Tanto a pesca como a recuperação de tesouros e materiais de escombros são feitos através de mini-jogos simples, mas bastante satisfatórios, que contribuem, e muito, para esse loop que mantém o nosso interesse constantemente activo. Gerir o inventário é parte do desafio de DREDGE e é feito num sistema de quase tetróminos, onde temos de pensar o espaço na embarcação que é dedicado aos seus componentes, como motor, canas de pesca, redes e iluminação, e os diferentes tipos de peixe e recursos que recolhemos da água.
DREDGE representa também uma grande necessidade de vender o peixe e os tesouros que encontramos no mar aos mercadores correspondentes, e estar constantemente a procurar materiais para, aliando ao dinheiro que vamos obtendo, conseguir fazer os upgrades necessários para explorar os quatro cantos do mapa, e os 5 arquipélagos correspondentes. Somemos a isto o facto de que à medida que exploramos o mar vamos encontrar pontos de pesca com requisitos distintos de canas de pesca que possivelmente não temos, o que irá requerer algum trabalho de pesquisa e upgrade da nossa embarcação.
DREDGE equilibra o risco e recompensa de forma perfeita, trazendo ao mesmo tempo o tom sombrio que nunca esperei encontrar num título destes. Desde peixes que só podem ser pescados à noite e que nos vão fazer enfrentar os nosso medos e a nossa própria sanidade para obter, até aos muitos eldritch horrors com os quais nos vamos encontrar no mar alto, mesmo com o sol no pico do céu.
Somemos também a isto os objetivos secundários que encontramos através de rumores dos habitantes das ilhas ou em mensagens em garrafas encontrados à deriva, e que nos dão uma ideia geral de onde encontrar tesouros se nos quisermos desviar do nosso caminho principal.

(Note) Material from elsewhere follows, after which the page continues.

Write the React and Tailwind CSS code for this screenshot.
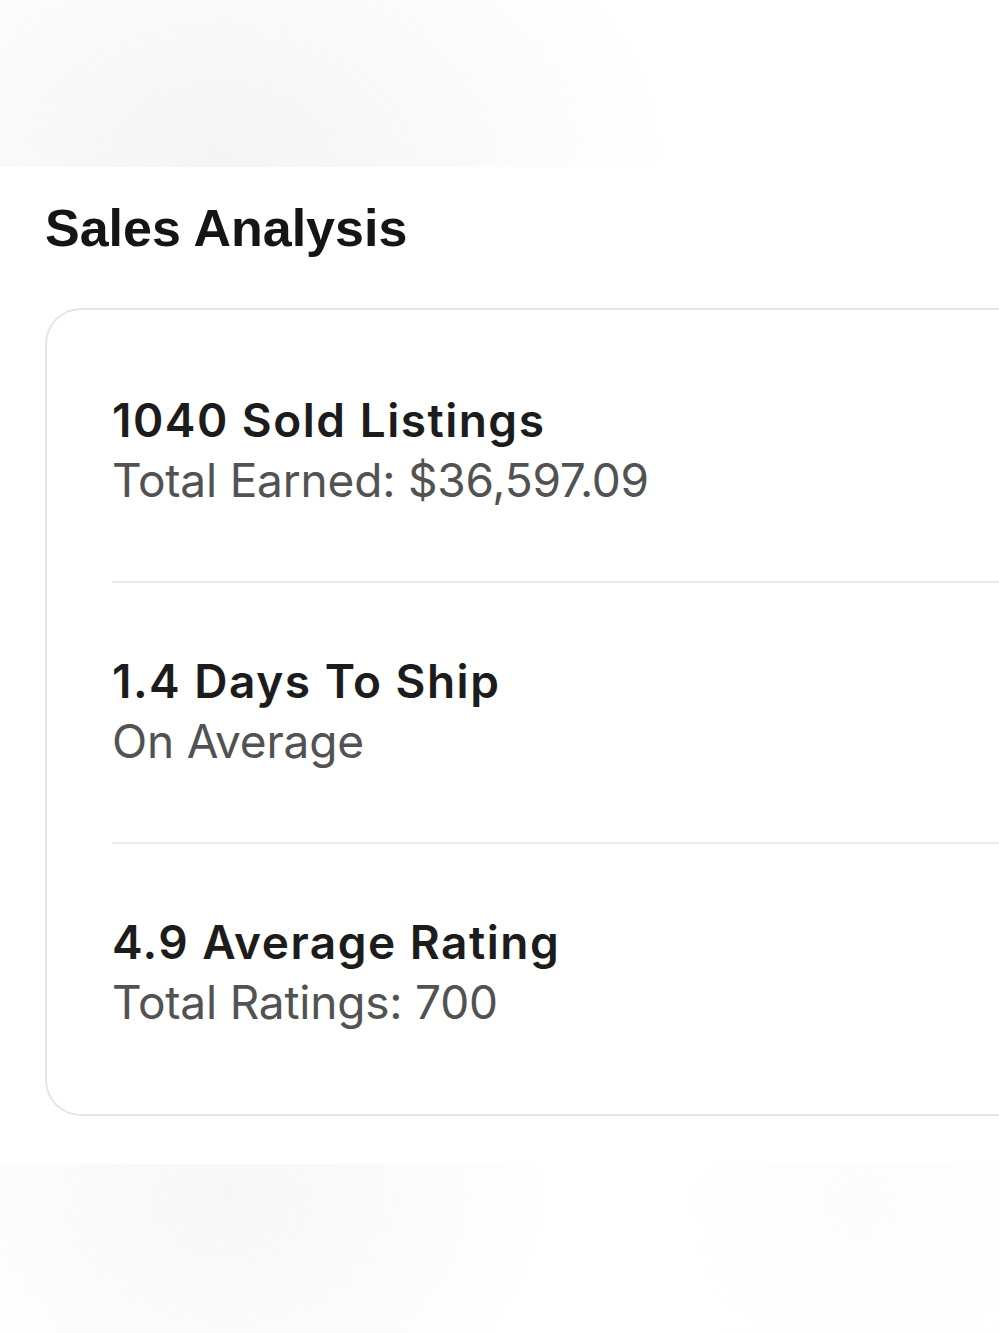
const STATS = [
  { title: '1040 Sold Listings', sub: 'Total Earned: $36,597.09' },
  { title: '1.4 Days To Ship', sub: 'On Average' },
  { title: '4.9 Average Rating', sub: 'Total Ratings: 700' },
]

export default function App() {
  return (
    <div className="min-h-[1333px] w-[999px] overflow-hidden bg-white flex flex-col">
      {/* blurred preview strip */}
      <div className="h-[167px] shrink-0 bg-[radial-gradient(ellipse_460px_320px_at_220px_160px,#f5f5f5_0%,#f9f9f9_45%,#ffffff_100%)]" />

      <div className="pl-[45px] pt-[31px]">
        <h2 className="font-['Liberation_Sans',Arial,sans-serif] font-bold text-[52px] leading-[60px] text-[#151515]">
          Sales Analysis
        </h2>

        <div className="mt-[50px] border-2 border-r-0 border-[#e6e6e6] rounded-l-[36px] pl-[65px] pt-[12px] pb-[11px] font-['Inter',sans-serif]">
          {STATS.map((s, i) => (
            <div key={s.title}>
              {i > 0 && <div className="h-[2px] bg-[#ebebeb]" />}
              <div className="pt-[68px] pb-[71px]">
                <p className="text-[46px] leading-[60px] font-semibold tracking-[1.5px] text-[#1c1c1c]">{s.title}</p>
                <p className="text-[46px] leading-[60px] font-normal tracking-[-0.2px] text-[#525252]">{s.sub}</p>
              </div>
            </div>
          ))}
        </div>
      </div>

      {/* blurred preview strip, bottom */}
      <div className="mt-[48px] flex-1 bg-[radial-gradient(ellipse_330px_260px_at_230px_30px,#f7f7f7_0%,#fbfbfb_55%,#ffffff00_100%),radial-gradient(ellipse_200px_200px_at_860px_40px,#fcfcfc_0%,#ffffff00_100%)]" />
    </div>
  )
}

DREDGE é a grande surpresa deste primeiro trimestre e um dos melhores jogos que joguei em 2023, até agora. É original, brilhante na forma como se apresenta e nos mergulha no seu worldbuilding, e na forma como mantém todas as suas mecânicas simples, mas a contribuírem para um loop magnífico. Se este ano nos deu um jogo verdadeiramente obrigatório, para mim, esse jogo é DREDGE.